━━ Data in this exercise ━━

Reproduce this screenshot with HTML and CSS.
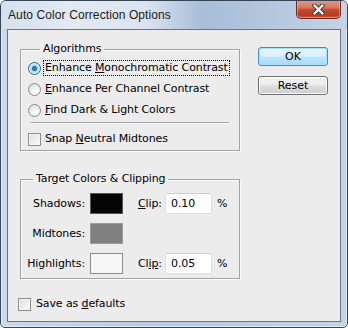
FILE: index.html
```html
<!DOCTYPE html>
<html lang="en">
<head>
    <meta charset="UTF-8">
    <title>Auto Color Correction Options</title>
    <link rel="stylesheet" href="styles.css">
</head>
<body>
    <div class="window">
        <div class="titlebar">
            <span class="title">Auto Color Correction Options</span>
            <button class="close" aria-label="Close">
                <svg width="13" height="11" viewBox="0 0 13 11">
                    <path d="M2.5 1.5 L10.5 9.5 M10.5 1.5 L2.5 9.5" stroke="#3b3b3b" stroke-width="4.4" stroke-linecap="round"/>
                    <path d="M2.5 1.5 L10.5 9.5 M10.5 1.5 L2.5 9.5" stroke="#ffffff" stroke-width="2.4" stroke-linecap="round"/>
                </svg>
            </button>
        </div>

        <div class="client">
            <div class="main">
                <div class="groups">
                    <!-- Algoritmos -->
                    <fieldset class="group algorithms">
                        <legend>Algorithms</legend>
                        <div class="option">
                            <span class="radio checked"></span>
                            <span class="label focus">Enhance <u>M</u>onochromatic Contrast</span>
                        </div>
                        <div class="option">
                            <span class="radio"></span>
                            <span class="label"><u>E</u>nhance Per Channel Contrast</span>
                        </div>
                        <div class="option">
                            <span class="radio"></span>
                            <span class="label"><u>F</u>ind Dark &amp; Light Colors</span>
                        </div>
                        <div class="separator"></div>
                        <div class="option">
                            <span class="checkbox"></span>
                            <span class="label">Snap <u>N</u>eutral Midtones</span>
                        </div>
                    </fieldset>

                    <!-- Cores alvo -->
                    <fieldset class="group targets">
                        <legend>Target Colors &amp; Clipping</legend>
                        <div class="target-grid">
                            <span class="target-label">Shadows:</span>
                            <span class="swatch shadows"></span>
                            <span class="clip-label"><u>C</u>lip:</span>
                            <span class="field">0.10</span>
                            <span class="unit">%</span>

                            <span class="target-label">Midtones:</span>
                            <span class="swatch midtones"></span>
                            <span></span>
                            <span></span>
                            <span></span>

                            <span class="target-label">Highlights:</span>
                            <span class="swatch highlights"></span>
                            <span class="clip-label">Cl<u>ip</u>:</span>
                            <span class="field">0.05</span>
                            <span class="unit">%</span>
                        </div>
                    </fieldset>
                </div>

                <div class="buttons">
                    <button class="btn default">OK</button>
                    <button class="btn">Reset</button>
                </div>
            </div>

            <div class="option save-row">
                <span class="checkbox"></span>
                <span class="label">Save as <u>d</u>efaults</span>
            </div>
        </div>
    </div>
</body>
</html>
```

FILE: styles.css
```css
body {
    margin: 0;
    padding: 0;
    font-family: "DejaVu Sans", Verdana, sans-serif;
    font-size: 11px;
    letter-spacing: -0.12px;
    color: #000;
}

/* Moldura da janela */
.window {
    width: 348px;
    height: 328px;
    box-sizing: border-box;
    border: 1px solid #374452;
    border-radius: 6px 6px 5px 5px;
    background: linear-gradient(90deg, #c9d8ea 0%, #b7cbe2 50%, #c3d4e8 100%);
    box-shadow: inset 0 0 0 1px rgba(255, 255, 255, 0.55);
    display: flex;
    flex-direction: column;
    overflow: hidden;
}

.titlebar {
    height: 28px;
    flex: none;
    display: flex;
    justify-content: space-between;
    align-items: flex-start;
    padding-left: 7px;
    padding-right: 6px;
    background: linear-gradient(90deg, #d3e0ee 0%, #e2eaf4 20%, #dae4f0 42%, #a8bdd7 58%, #b0c4dc 72%, #c4d4e7 100%);
}

.title {
    font-family: "Liberation Sans", Arial, sans-serif;
    font-size: 12px;
    line-height: 28px;
    color: #1a1a1a;
    letter-spacing: 0.1px;
}

.close {
    width: 45px;
    height: 19px;
    margin-top: -1px;
    padding: 0;
    border: 1px solid #6b2b21;
    border-top: none;
    border-radius: 0 0 5px 5px;
    background: linear-gradient(#e39a88 0%, #d67b65 40%, #c44a30 55%, #bb3820 85%, #cf5a3c 100%);
    box-shadow: inset 0 0 0 1px rgba(255, 210, 200, 0.45);
    display: flex;
    align-items: center;
    justify-content: center;
}

/* Area cliente */
.client {
    flex: 1;
    margin: 0 6px 5px 6px;
    border: 1px solid #66758a;
    background-color: #ececec;
    padding: 12px 12px 0 12px;
    display: flex;
    flex-direction: column;
}

.main {
    display: flex;
    gap: 18px;
}

.groups {
    width: 220px;
    display: flex;
    flex-direction: column;
    gap: 21px;
}

.group {
    margin: 0;
    border: 1px solid #a3a3a3;
    box-shadow: inset 1px 1px 0 #fbfbfb, 1px 1px 0 #fbfbfb;
    min-width: 0;
}

.group legend {
    margin-left: 12px;
    padding: 0 3px;
    line-height: 14px;
}

.algorithms {
    padding: 2px 0 1px 7px;
}

.option {
    height: 20px;
    display: flex;
    align-items: center;
    gap: 1px;
}

.algorithms .option + .option {
    margin-top: 1px;
}

.label {
    border: 1px dotted transparent;
    padding: 0 1px;
    line-height: 14px;
    white-space: nowrap;
}

.label.focus {
    border-color: #000;
}

.radio {
    width: 11px;
    height: 11px;
    border: 1px solid #8b8b8b;
    border-radius: 50%;
    background: radial-gradient(circle at 60% 70%, #ffffff 0%, #f0f0f0 45%, #cfcfcf 100%);
    flex: none;
    margin-right: 1px;
}

.radio.checked {
    border-color: #2c628b;
    background: radial-gradient(circle, #2b87d1 0%, #1f6fb5 28%, #9cd3f4 36%, #e6f4fc 70%, #cfe7f5 100%);
}

.checkbox {
    width: 11px;
    height: 11px;
    border: 1px solid #8e8f8f;
    background: linear-gradient(135deg, #dcdcdc 0%, #f0f0f0 60%, #ffffff 100%);
    box-shadow: inset 0 0 0 1px #f4f4f4;
    flex: none;
    margin-right: 1px;
}

.separator {
    margin: 2px 10px 5px 3px;
    border-top: 1px solid #a3a3a3;
    border-bottom: 1px solid #fbfbfb;
}

/* Grade de cores alvo */
.targets {
    padding: 6px 0 4px 0;
}

.target-grid {
    display: grid;
    grid-template-columns: 69px 48px 27px 52px auto;
    grid-auto-rows: 22px;
    row-gap: 8px;
    align-items: center;
}

.target-label {
    text-align: right;
    padding-right: 5px;
}

.swatch {
    width: 31px;
    height: 19px;
    border: 1px solid #8d8d8d;
}

.swatch.shadows {
    background-color: #050505;
    border-color: #555555;
}

.swatch.midtones {
    background-color: #808080;
    border-color: #9b9b9b;
}

.swatch.highlights {
    background-color: #f6f6f6;
}

.field {
    width: 40px;
    height: 19px;
    box-sizing: content-box;
    padding-left: 5px;
    background-color: #fff;
    border: 1px solid #dedede;
    border-top-color: #cfcfcf;
    border-radius: 2px;
    line-height: 19px;
}

/* Botoes */
.buttons {
    margin-top: 5px;
    display: flex;
    flex-direction: column;
    gap: 10px;
}

.btn {
    width: 70px;
    height: 19px;
    padding: 0;
    font-family: "DejaVu Sans", Verdana, sans-serif;
    font-size: 11px;
    color: #000;
    border: 1px solid #707070;
    border-radius: 3px;
    background: linear-gradient(#f2f2f2 0%, #ebebeb 48%, #dddddd 52%, #cfcfcf 100%);
    box-shadow: inset 0 0 0 1px #fcfcfc;
}

.btn.default {
    border-color: #3c8fc8;
    background: linear-gradient(#eaf6fd 0%, #d9f0fc 48%, #bee6fd 52%, #a7d9f5 100%);
    box-shadow: inset 0 0 0 1px #a8e2ff;
}

.save-row {
    margin-top: 15px;
    margin-left: -2px;
    gap: 2px;
}
```
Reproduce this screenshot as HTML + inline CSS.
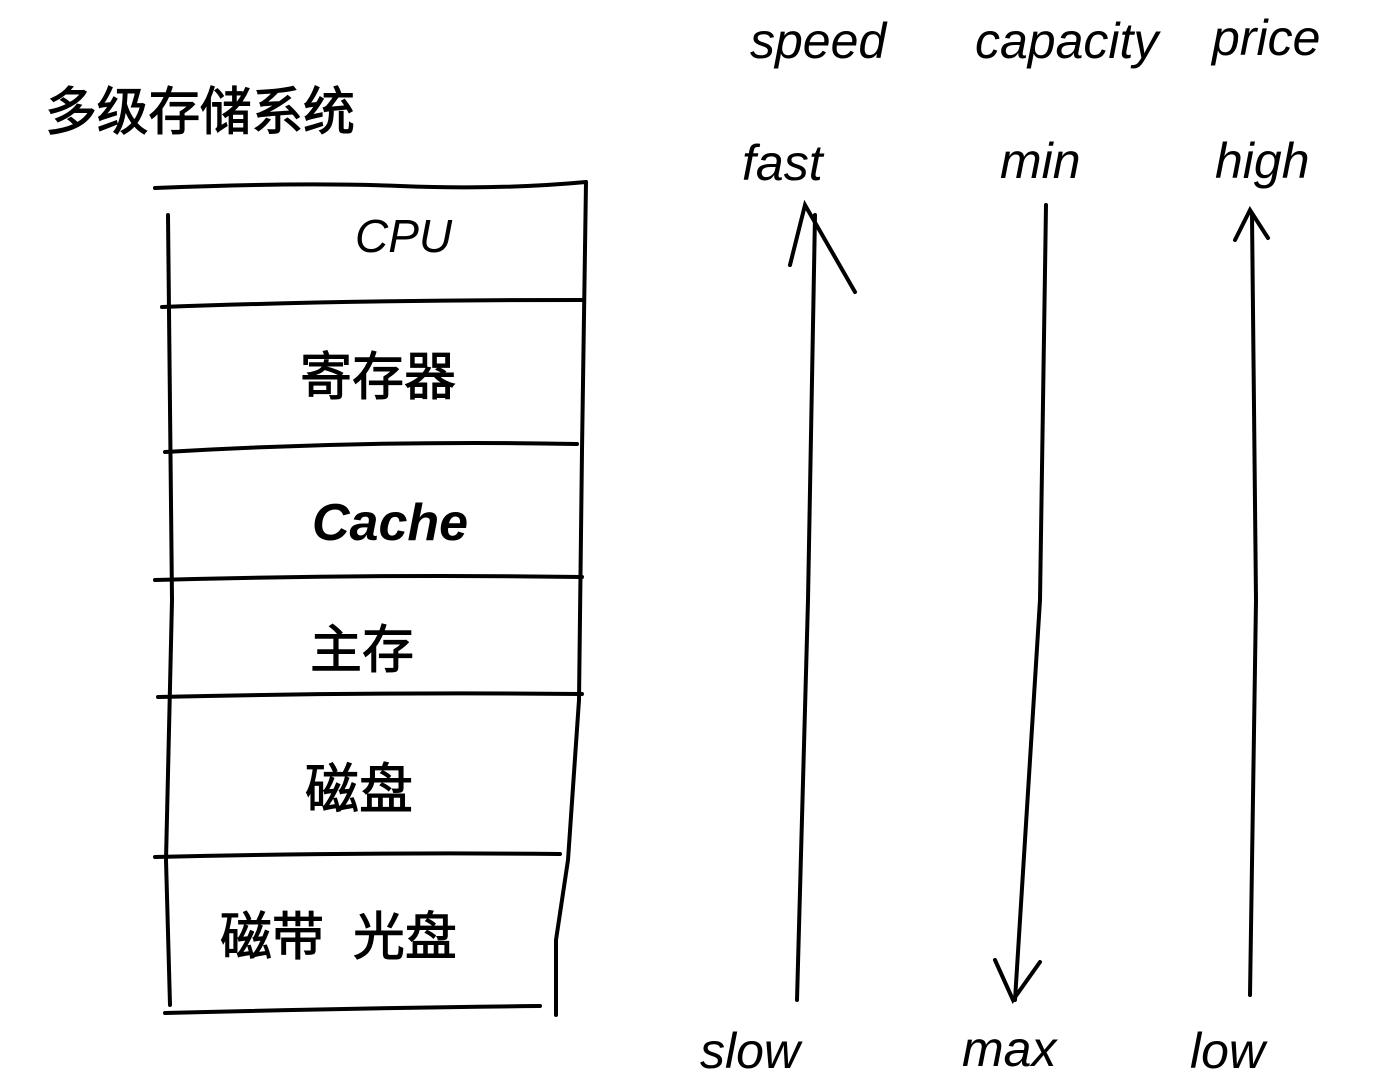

━━━

Set task:
List every line above containing the word "Reproduce".

Result:
Reproduce this screenshot with HTML and CSS.
Reproduce this screenshot as HTML + inline CSS.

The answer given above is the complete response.